** START PROVIDED DATA **
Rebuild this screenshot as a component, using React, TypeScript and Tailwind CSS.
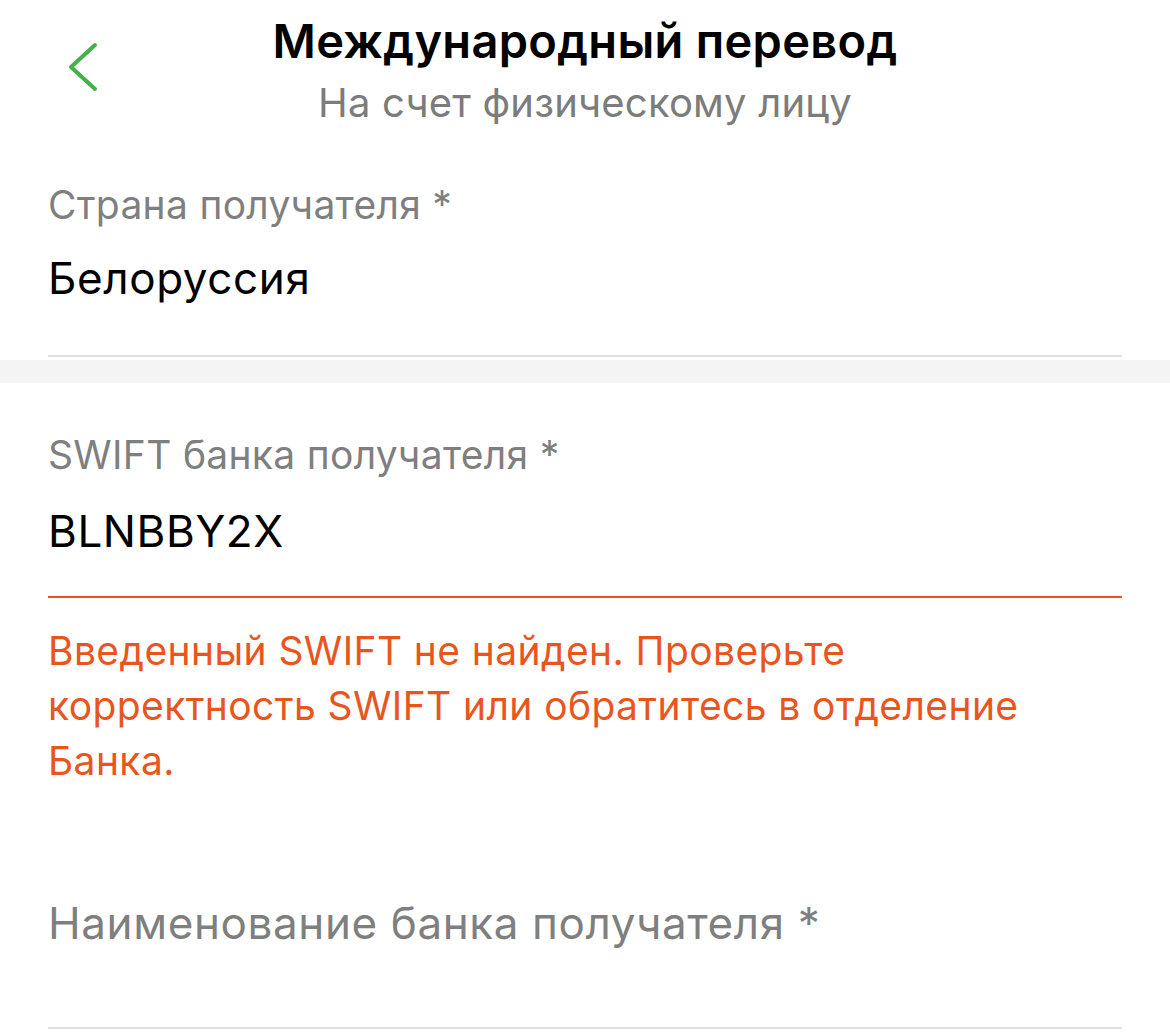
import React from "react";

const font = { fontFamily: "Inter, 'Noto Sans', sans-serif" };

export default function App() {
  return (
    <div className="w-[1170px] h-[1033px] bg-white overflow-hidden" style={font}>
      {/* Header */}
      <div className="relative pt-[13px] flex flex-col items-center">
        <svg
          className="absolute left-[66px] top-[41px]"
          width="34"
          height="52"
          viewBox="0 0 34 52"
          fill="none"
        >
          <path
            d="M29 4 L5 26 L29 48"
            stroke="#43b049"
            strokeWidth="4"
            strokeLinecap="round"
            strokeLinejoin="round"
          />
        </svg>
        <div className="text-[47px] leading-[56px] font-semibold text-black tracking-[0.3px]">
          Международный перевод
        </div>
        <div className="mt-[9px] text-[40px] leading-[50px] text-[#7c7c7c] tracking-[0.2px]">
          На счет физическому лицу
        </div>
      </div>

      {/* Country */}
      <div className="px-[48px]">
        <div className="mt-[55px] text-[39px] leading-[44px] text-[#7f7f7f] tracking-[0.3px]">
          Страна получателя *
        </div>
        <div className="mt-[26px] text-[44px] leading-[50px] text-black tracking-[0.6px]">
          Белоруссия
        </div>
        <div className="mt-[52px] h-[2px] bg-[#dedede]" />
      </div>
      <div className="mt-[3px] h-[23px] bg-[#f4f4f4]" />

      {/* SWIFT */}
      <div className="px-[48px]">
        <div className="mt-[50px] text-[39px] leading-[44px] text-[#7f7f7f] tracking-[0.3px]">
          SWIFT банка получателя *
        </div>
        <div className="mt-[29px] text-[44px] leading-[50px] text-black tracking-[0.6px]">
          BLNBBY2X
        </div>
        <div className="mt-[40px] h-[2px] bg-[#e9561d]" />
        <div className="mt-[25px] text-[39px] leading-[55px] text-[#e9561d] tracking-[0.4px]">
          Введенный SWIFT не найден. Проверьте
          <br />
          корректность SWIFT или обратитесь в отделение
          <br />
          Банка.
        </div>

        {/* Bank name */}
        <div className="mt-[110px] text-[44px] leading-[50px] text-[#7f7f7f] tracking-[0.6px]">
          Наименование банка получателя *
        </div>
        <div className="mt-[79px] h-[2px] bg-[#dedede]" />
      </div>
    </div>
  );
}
** END PROVIDED DATA **
[WHAT TO PRODUCE]
Go through the listing above and write it all out exactly, leaving out any picture.

[ANSWER TO THIS PROBLEM]
Rebuild this screenshot as a component, using React, TypeScript and Tailwind CSS.
import React from "react";

const font = { fontFamily: "Inter, 'Noto Sans', sans-serif" };

export default function App() {
  return (
    <div className="w-[1170px] h-[1033px] bg-white overflow-hidden" style={font}>
      {/* Header */}
      <div className="relative pt-[13px] flex flex-col items-center">
        <svg
          className="absolute left-[66px] top-[41px]"
          width="34"
          height="52"
          viewBox="0 0 34 52"
          fill="none"
        >
          <path
            d="M29 4 L5 26 L29 48"
            stroke="#43b049"
            strokeWidth="4"
            strokeLinecap="round"
            strokeLinejoin="round"
          />
        </svg>
        <div className="text-[47px] leading-[56px] font-semibold text-black tracking-[0.3px]">
          Международный перевод
        </div>
        <div className="mt-[9px] text-[40px] leading-[50px] text-[#7c7c7c] tracking-[0.2px]">
          На счет физическому лицу
        </div>
      </div>

      {/* Country */}
      <div className="px-[48px]">
        <div className="mt-[55px] text-[39px] leading-[44px] text-[#7f7f7f] tracking-[0.3px]">
          Страна получателя *
        </div>
        <div className="mt-[26px] text-[44px] leading-[50px] text-black tracking-[0.6px]">
          Белоруссия
        </div>
        <div className="mt-[52px] h-[2px] bg-[#dedede]" />
      </div>
      <div className="mt-[3px] h-[23px] bg-[#f4f4f4]" />

      {/* SWIFT */}
      <div className="px-[48px]">
        <div className="mt-[50px] text-[39px] leading-[44px] text-[#7f7f7f] tracking-[0.3px]">
          SWIFT банка получателя *
        </div>
        <div className="mt-[29px] text-[44px] leading-[50px] text-black tracking-[0.6px]">
          BLNBBY2X
        </div>
        <div className="mt-[40px] h-[2px] bg-[#e9561d]" />
        <div className="mt-[25px] text-[39px] leading-[55px] text-[#e9561d] tracking-[0.4px]">
          Введенный SWIFT не найден. Проверьте
          <br />
          корректность SWIFT или обратитесь в отделение
          <br />
          Банка.
        </div>

        {/* Bank name */}
        <div className="mt-[110px] text-[44px] leading-[50px] text-[#7f7f7f] tracking-[0.6px]">
          Наименование банка получателя *
        </div>
        <div className="mt-[79px] h-[2px] bg-[#dedede]" />
      </div>
    </div>
  );
}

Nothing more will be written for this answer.